Als der Captain sich schließlich bewegte, zuckte ich zusammen. Ich wusste nicht, wie lange ich gerade meinen Gedanken hinterhergehangen hatte und Aiza einfach nur in die Augen geschaut hatte. Gott, wie dumm von mir. Andererseits war sie eine Piratin und kein wichtiger Mensch in meinem Leben, also konnte es mir eigentlich egal sein, was sie von mir dachte. Es sollte mir wirklich egal sein. Nur leider wusste ich nur zu gut, dass es nicht so war.

„Willst du dir keine Schlafsachen anziehen?" Wieder klang ihre Stimme sanft, als wäre ich ein Glas, das jeden Moment zersplittern könnte, wenn sie nicht Acht gab. Schnell nickte ich, bevor die Situation noch unangenehmer werden konnte.

Erst jetzt fiel mir auf, dass ich keine passenden Schlafsachen dabei hatte. Ich hatte bis jetzt immer in einem Unterkleid geschlafen, was genauso unangenehm war, wie es sich anhörte.
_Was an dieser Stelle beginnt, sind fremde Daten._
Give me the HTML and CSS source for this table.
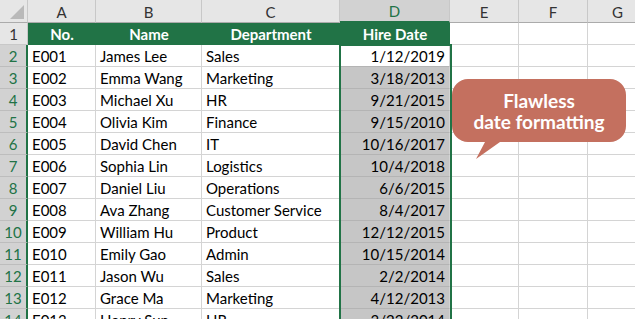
FILE: index.html
```html
<!DOCTYPE html>
<html>
<head>
<meta charset="utf-8">
<link rel="stylesheet" href="styles.css">
</head>
<body>
<div class="sheet">
  <div class="grid">
    <div class="corner"><span class="tri"></span></div>
    <div class="ch">A</div><div class="ch">B</div><div class="ch">C</div><div class="ch ch-sel">D</div><div class="ch">E</div><div class="ch">F</div><div class="ch ch-last">G</div>

    <div class="rh">1</div>
    <div class="hd">No.</div><div class="hd">Name</div><div class="hd">Department</div><div class="hd">Hire Date</div><div class="c"></div><div class="c"></div><div class="c"></div>

    <div class="rh rh-sel">2</div>
    <div class="c">E001</div><div class="c">James Lee</div><div class="c">Sales</div><div class="c d active">1/12/2019</div><div class="c"></div><div class="c"></div><div class="c"></div>

    <div class="rh rh-sel">3</div>
    <div class="c">E002</div><div class="c">Emma Wang</div><div class="c">Marketing</div><div class="c d">3/18/2013</div><div class="c"></div><div class="c"></div><div class="c"></div>

    <div class="rh rh-sel">4</div>
    <div class="c">E003</div><div class="c">Michael Xu</div><div class="c">HR</div><div class="c d">9/21/2015</div><div class="c"></div><div class="c"></div><div class="c"></div>

    <div class="rh rh-sel">5</div>
    <div class="c">E004</div><div class="c">Olivia Kim</div><div class="c">Finance</div><div class="c d">9/15/2010</div><div class="c"></div><div class="c"></div><div class="c"></div>

    <div class="rh rh-sel">6</div>
    <div class="c">E005</div><div class="c">David Chen</div><div class="c">IT</div><div class="c d">10/16/2017</div><div class="c"></div><div class="c"></div><div class="c"></div>

    <div class="rh rh-sel">7</div>
    <div class="c">E006</div><div class="c">Sophia Lin</div><div class="c">Logistics</div><div class="c d">10/4/2018</div><div class="c"></div><div class="c"></div><div class="c"></div>

    <div class="rh rh-sel">8</div>
    <div class="c">E007</div><div class="c">Daniel Liu</div><div class="c">Operations</div><div class="c d">6/6/2015</div><div class="c"></div><div class="c"></div><div class="c"></div>

    <div class="rh rh-sel">9</div>
    <div class="c">E008</div><div class="c">Ava Zhang</div><div class="c">Customer Service</div><div class="c d">8/4/2017</div><div class="c"></div><div class="c"></div><div class="c"></div>

    <div class="rh rh-sel">10</div>
    <div class="c">E009</div><div class="c">William Hu</div><div class="c">Product</div><div class="c d">12/12/2015</div><div class="c"></div><div class="c"></div><div class="c"></div>

    <div class="rh rh-sel">11</div>
    <div class="c">E010</div><div class="c">Emily Gao</div><div class="c">Admin</div><div class="c d">10/15/2014</div><div class="c"></div><div class="c"></div><div class="c"></div>

    <div class="rh rh-sel">12</div>
    <div class="c">E011</div><div class="c">Jason Wu</div><div class="c">Sales</div><div class="c d">2/2/2014</div><div class="c"></div><div class="c"></div><div class="c"></div>

    <div class="rh rh-sel">13</div>
    <div class="c">E012</div><div class="c">Grace Ma</div><div class="c">Marketing</div><div class="c d">4/12/2013</div><div class="c"></div><div class="c"></div><div class="c"></div>

    <div class="rh rh-sel">14</div>
    <div class="c">E013</div><div class="c">Henry Sun</div><div class="c">HR</div><div class="c d">3/22/2014</div><div class="c"></div><div class="c"></div><div class="c"></div>
  </div>

  <div class="selbox"></div>

  <div class="callout">
    <svg class="bubble" width="180" height="86" viewBox="0 0 180 86">
      <path d="M16 0 H158 A16 16 0 0 1 174 16 V47 A16 16 0 0 1 158 63 H48 L24 80 L33 63 H16 A16 16 0 0 1 0 47 V16 A16 16 0 0 1 16 0 Z" fill="#c4705f"/>
    </svg>
    <div class="ctext">Flawless<br>date formatting</div>
  </div>
</div>
</body>
</html>
```
FILE: styles.css
```css
html, body {
  margin: 0;
  padding: 0;
  background: #fff;
  overflow: hidden;
}
.sheet {
  position: relative;
  width: 635px;
  height: 319px;
  overflow: hidden;
  font-family: Lato, "Liberation Sans", sans-serif;
  font-size: 15px;
  color: #000;
}
.grid {
  display: grid;
  grid-template-columns: 28px 68px 106px 138px 110px 69px 69px 60px;
  grid-template-rows: 23px repeat(14, 22px);
}
.grid > div {
  box-sizing: border-box;
}
.corner {
  background: #e6e6e6;
  border-right: 1px solid #c8c8c8;
  border-bottom: 1px solid #ababab;
  position: relative;
}
.tri {
  position: absolute;
  right: 3px;
  bottom: 3px;
  width: 0;
  height: 0;
  border-left: 14px solid transparent;
  border-bottom: 14px solid #b9b9b9;
}
.ch {
  background: #e6e6e6;
  border-right: 1px solid #c8c8c8;
  border-bottom: 1px solid #ababab;
  display: flex;
  align-items: center;
  justify-content: center;
  color: #333;
  font-size: 15px;
  padding-top: 1px;
}
.ch-sel {
  background: #d2d2d2;
  color: #217346;
  border-bottom: 2px solid #217346;
}
.rh {
  background: #e6e6e6;
  border-right: 1px solid #c8c8c8;
  border-bottom: 1px solid #c8c8c8;
  display: flex;
  align-items: center;
  justify-content: center;
  color: #333;
  font-size: 15px;
}
.rh-sel {
  background: #d2d2d2;
  color: #217346;
  border-right: 2px solid #217346;
  border-bottom-color: #bdbdbd;
}
.hd {
  background: #217346;
  color: #fff;
  font-weight: bold;
  display: flex;
  align-items: center;
  justify-content: center;
  border-bottom: 1px solid #217346;
}
.c {
  border-right: 1px solid #d4d4d4;
  border-bottom: 1px solid #d4d4d4;
  display: flex;
  align-items: center;
  padding: 1px 3px 0 4px;
  white-space: nowrap;
  overflow: hidden;
}
.d {
  background: #c6c6c6;
  justify-content: flex-end;
  padding-right: 4px;
  border-bottom-color: #b4b4b4;
}
.d.active {
  background: #fff;
}
.selbox {
  position: absolute;
  left: 339px;
  top: 44px;
  width: 113px;
  height: 300px;
  box-sizing: border-box;
  border: 2px solid #217346;
  pointer-events: none;
}
.callout {
  position: absolute;
  left: 452px;
  top: 79px;
  width: 174px;
  height: 80px;
}
.bubble {
  position: absolute;
  left: 0;
  top: 0;
}
.ctext {
  position: relative;
  width: 174px;
  height: 63px;
  display: flex;
  align-items: center;
  justify-content: center;
  text-align: center;
  color: #fff;
  font-weight: bold;
  font-size: 19px;
  line-height: 21px;
}
```
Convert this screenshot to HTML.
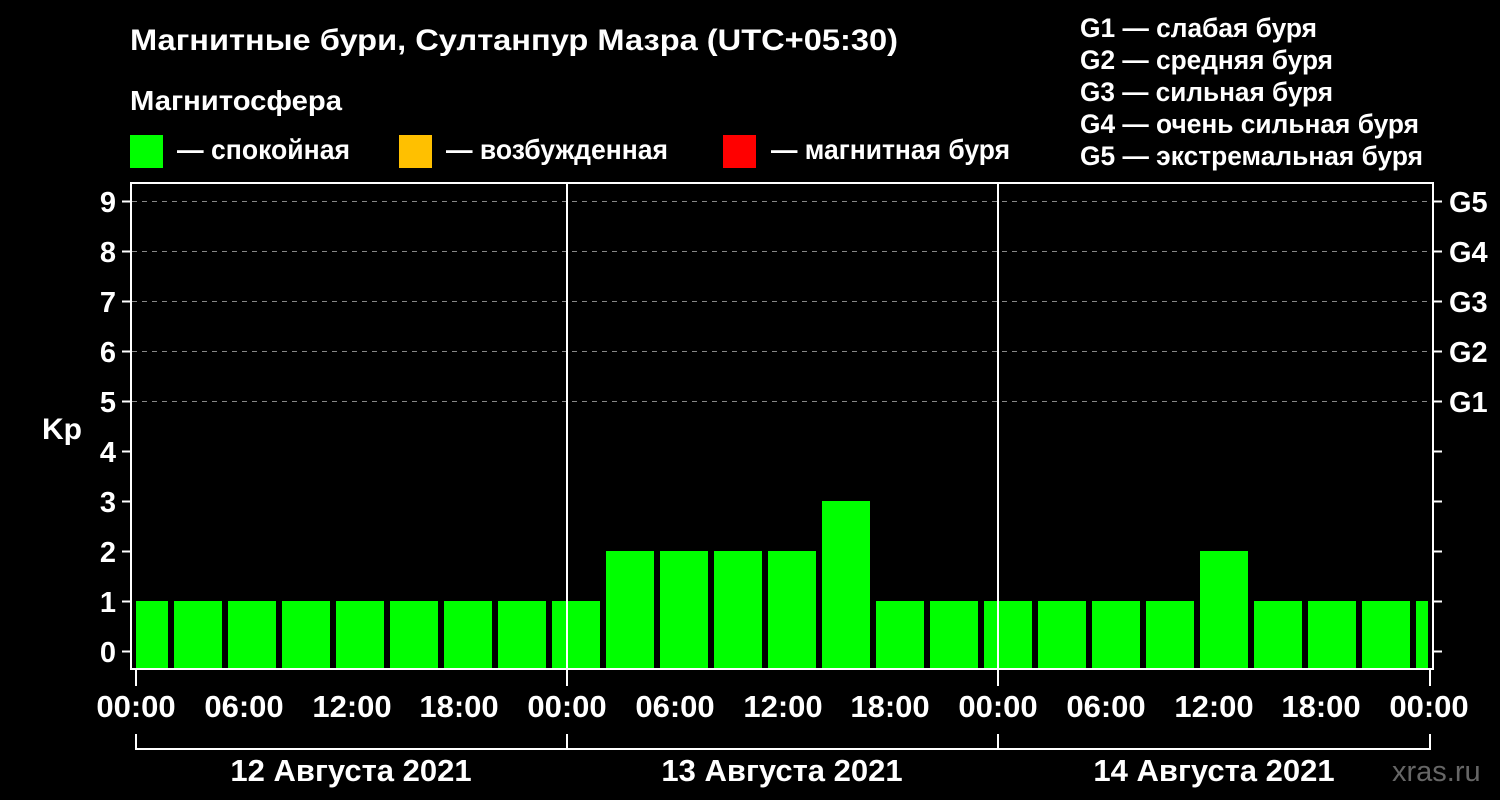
<!DOCTYPE html>
<html><head><meta charset="utf-8"><style>
html,body{margin:0;padding:0;background:#000;width:1500px;height:800px;overflow:hidden}
svg{display:block}
text{font-family:"Liberation Sans",sans-serif;font-weight:bold;fill:#fff}
</style></head><body>
<svg width="1500" height="800" xmlns="http://www.w3.org/2000/svg">
<text x="130" y="50" font-size="30" textLength="768" lengthAdjust="spacingAndGlyphs">Магнитные бури, Султанпур Мазра (UTC+05:30)</text>
<text x="130" y="110" font-size="28" textLength="212" lengthAdjust="spacingAndGlyphs">Магнитосфера</text>
<rect x="130" y="135" width="33" height="33" fill="#00ff00"/>
<text x="177" y="159" font-size="28" textLength="173" lengthAdjust="spacingAndGlyphs">— спокойная</text>
<rect x="399" y="135" width="33" height="33" fill="#ffc000"/>
<text x="446" y="159" font-size="28" textLength="222" lengthAdjust="spacingAndGlyphs">— возбужденная</text>
<rect x="723" y="135" width="33" height="33" fill="#ff0000"/>
<text x="771" y="159" font-size="28" textLength="239" lengthAdjust="spacingAndGlyphs">— магнитная буря</text>
<g font-size="27">
<text x="1080" y="37" textLength="237" lengthAdjust="spacingAndGlyphs">G1 — слабая буря</text>
<text x="1080" y="69" textLength="253" lengthAdjust="spacingAndGlyphs">G2 — средняя буря</text>
<text x="1080" y="101" textLength="253" lengthAdjust="spacingAndGlyphs">G3 — сильная буря</text>
<text x="1080" y="133" textLength="339" lengthAdjust="spacingAndGlyphs">G4 — очень сильная буря</text>
<text x="1080" y="165" textLength="343" lengthAdjust="spacingAndGlyphs">G5 — экстремальная буря</text>
</g>
<g stroke="#888" stroke-width="1" stroke-dasharray="5,5">
<line x1="132" y1="201.5" x2="1432" y2="201.5"/>
<line x1="132" y1="251.5" x2="1432" y2="251.5"/>
<line x1="132" y1="301.5" x2="1432" y2="301.5"/>
<line x1="132" y1="351.5" x2="1432" y2="351.5"/>
<line x1="132" y1="401.5" x2="1432" y2="401.5"/>
</g>
<g fill="#00ff00">
<rect x="136" y="601" width="32" height="67"/>
<rect x="174" y="601" width="48" height="67"/>
<rect x="228" y="601" width="48" height="67"/>
<rect x="282" y="601" width="48" height="67"/>
<rect x="336" y="601" width="48" height="67"/>
<rect x="390" y="601" width="48" height="67"/>
<rect x="444" y="601" width="48" height="67"/>
<rect x="498" y="601" width="48" height="67"/>
<rect x="552" y="601" width="48" height="67"/>
<rect x="606" y="551" width="48" height="117"/>
<rect x="660" y="551" width="48" height="117"/>
<rect x="714" y="551" width="48" height="117"/>
<rect x="768" y="551" width="48" height="117"/>
<rect x="822" y="501" width="48" height="167"/>
<rect x="876" y="601" width="48" height="67"/>
<rect x="930" y="601" width="48" height="67"/>
<rect x="984" y="601" width="48" height="67"/>
<rect x="1038" y="601" width="48" height="67"/>
<rect x="1092" y="601" width="48" height="67"/>
<rect x="1146" y="601" width="48" height="67"/>
<rect x="1200" y="551" width="48" height="117"/>
<rect x="1254" y="601" width="48" height="67"/>
<rect x="1308" y="601" width="48" height="67"/>
<rect x="1362" y="601" width="48" height="67"/>
<rect x="1416" y="601" width="12" height="67"/>
</g>
<g stroke="#fff" stroke-width="2" fill="none">
<rect x="131" y="183" width="1302" height="486"/>
<line x1="567" y1="183" x2="567" y2="669"/>
<line x1="998" y1="183" x2="998" y2="669"/>
<path d="M122 201.5h9M122 251.5h9M122 301.5h9M122 351.5h9M122 401.5h9M122 451.5h9M122 501.5h9M122 551.5h9M122 601.5h9M122 651.5h9"/>
<path d="M1433 201.5h9M1433 251.5h9M1433 301.5h9M1433 351.5h9M1433 401.5h9M1433 451.5h9M1433 501.5h9M1433 551.5h9M1433 601.5h9M1433 651.5h9"/>
<path d="M136 669v17M567 669v17M998 669v17M1430 669v17"/>
<path d="M135 749h1296M136 734v16M567 734v16M998 734v16M1430 734v16"/>
</g>
<g font-size="29" text-anchor="end">
<text x="116" y="212">9</text><text x="116" y="262">8</text><text x="116" y="312">7</text><text x="116" y="362">6</text><text x="116" y="412">5</text><text x="116" y="462">4</text><text x="116" y="512">3</text><text x="116" y="562">2</text><text x="116" y="612">1</text><text x="116" y="662">0</text>
</g>
<text x="42" y="439" font-size="30">Kp</text>
<g font-size="29">
<text x="1449" y="212">G5</text><text x="1449" y="262">G4</text><text x="1449" y="312">G3</text><text x="1449" y="362">G2</text><text x="1449" y="412">G1</text>
</g>
<g font-size="31" text-anchor="middle">
<text x="136" y="717">00:00</text><text x="244" y="717">06:00</text><text x="352" y="717">12:00</text><text x="459" y="717">18:00</text>
<text x="567" y="717">00:00</text><text x="675" y="717">06:00</text><text x="783" y="717">12:00</text><text x="890" y="717">18:00</text>
<text x="998" y="717">00:00</text><text x="1106" y="717">06:00</text><text x="1214" y="717">12:00</text><text x="1321" y="717">18:00</text>
<text x="1429" y="717">00:00</text>
<text x="351" y="781">12 Августа 2021</text>
<text x="782" y="781">13 Августа 2021</text>
<text x="1214" y="781">14 Августа 2021</text>
</g>
<text x="1392" y="781" font-size="29" style="fill:#666;font-weight:normal">xras.ru</text>
</svg>
</body></html>
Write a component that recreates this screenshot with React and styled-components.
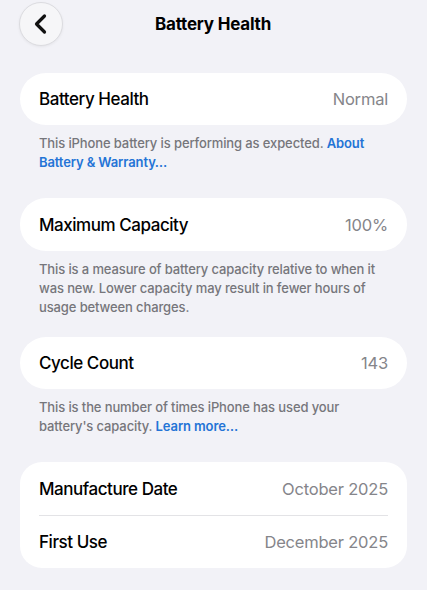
import React from "react";
import styled, { createGlobalStyle } from "styled-components";

const Global = createGlobalStyle`
  body {
    margin: 0;
    background: #f2f2f7;
    font-family: Inter, "Noto Sans", sans-serif;
    -webkit-font-smoothing: antialiased;
  }
`;

const Page = styled.div`
  width: 427px;
  min-height: 590px;
  padding: 2px 20px 0;
  box-sizing: border-box;
`;

const Header = styled.div`
  display: grid;
  grid-template-columns: 44px 1fr 44px;
  align-items: center;
  height: 44px;
  margin-left: -1px;
`;

const BackButton = styled.button`
  width: 44px;
  height: 44px;
  border-radius: 50%;
  border: 1px solid #dcdce0;
  background: #f6f6f8;
  box-shadow: 0 1px 3px rgba(0, 0, 0, 0.06);
  display: flex;
  align-items: center;
  justify-content: center;
  padding: 0;
`;

const Title = styled.h1`
  margin: 0;
  text-align: center;
  font-size: 17px;
  font-weight: 700;
  color: #000;
  letter-spacing: -0.2px;
`;

const Section = styled.section`
  margin-top: ${(p) => p.$top}px;
`;

const Card = styled.div`
  background: #fff;
  border-radius: ${(p) => (p.$multi ? 22 : 26)}px;
  padding: 0 19px;
`;

const Row = styled.div`
  box-sizing: border-box;
  display: flex;
  align-items: center;
  justify-content: space-between;
  height: ${(p) => p.$h || 52}px;
  border-top: ${(p) => (p.$divider ? "1px solid #e3e3e6" : "none")};
`;

const Label = styled.span`
  font-size: 17px;
  font-weight: 500;
  color: #000;
  letter-spacing: -0.45px;
`;

const Value = styled.span`
  font-size: 16.5px;
  font-weight: 400;
  color: #85858a;
  letter-spacing: -0.2px;
`;

const Footer = styled.p`
  margin: 9px 0 0;
  padding: 0 19px;
  font-size: 13px;
  line-height: 19px;
  font-weight: 500;
  color: #76767b;
  letter-spacing: -0.12px;
`;

const Link = styled.a`
  color: #2474d6;
  font-weight: 600;
  text-decoration: none;
`;

const Chevron = () => (
  <svg width="16" height="22" viewBox="0 0 16 22" fill="none">
    <path
      d="M11.5 3 L3.5 11 L11.5 19"
      stroke="#111"
      strokeWidth="3.2"
      strokeLinecap="round"
      strokeLinejoin="round"
    />
  </svg>
);

export default function App() {
  return (
    <Page>
      <Global />
      <Header>
        <BackButton aria-label="Back">
          <Chevron />
        </BackButton>
        <Title>Battery Health</Title>
        <span />
      </Header>

      <Section $top={27}>
        <Card>
          <Row>
            <Label>Battery Health</Label>
            <Value>Normal</Value>
          </Row>
        </Card>
        <Footer>
          This iPhone battery is performing as expected.{" "}
          <Link>About Battery &amp; Warranty…</Link>
        </Footer>
      </Section>

      <Section $top={26}>
        <Card>
          <Row $h={53}>
            <Label>Maximum Capacity</Label>
            <Value>100%</Value>
          </Row>
        </Card>
        <Footer>
          This is a measure of battery capacity relative to when it was new.
          Lower capacity may result in fewer hours of usage between charges.
        </Footer>
      </Section>

      <Section $top={20}>
        <Card>
          <Row>
            <Label>Cycle Count</Label>
            <Value>143</Value>
          </Row>
        </Card>
        <Footer>
          This is the number of times iPhone has used your battery's capacity.{" "}
          <Link>Learn more…</Link>
        </Footer>
      </Section>

      <Section $top={26}>
        <Card $multi>
          <Row $h={53}>
            <Label>Manufacture Date</Label>
            <Value>October 2025</Value>
          </Row>
          <Row $h={53} $divider>
            <Label>First Use</Label>
            <Value>December 2025</Value>
          </Row>
        </Card>
      </Section>
    </Page>
  );
}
Die vielen Tüllröcke hatten meine Beine vollständig zerkratzt und aufgrund der kurzen Ärmel war ich fast erfroren.

Nun jedoch hatte ich kein Unterkleid mehr an. Ich hatte es ebenfalls gegen die Hose und das Hemd von Aiza getauscht.

„Kannst du mir sagen, wo deine Sachen sind? Ich kann jemanden danach schicken."

Sie ging wirklich davon aus, dass ich eigene Schlafsachen mitgenommen hatte. Also schaute ich sie nur stumm an.

„Es ist kein Problem, ich kann in diesen Sachen schlafen."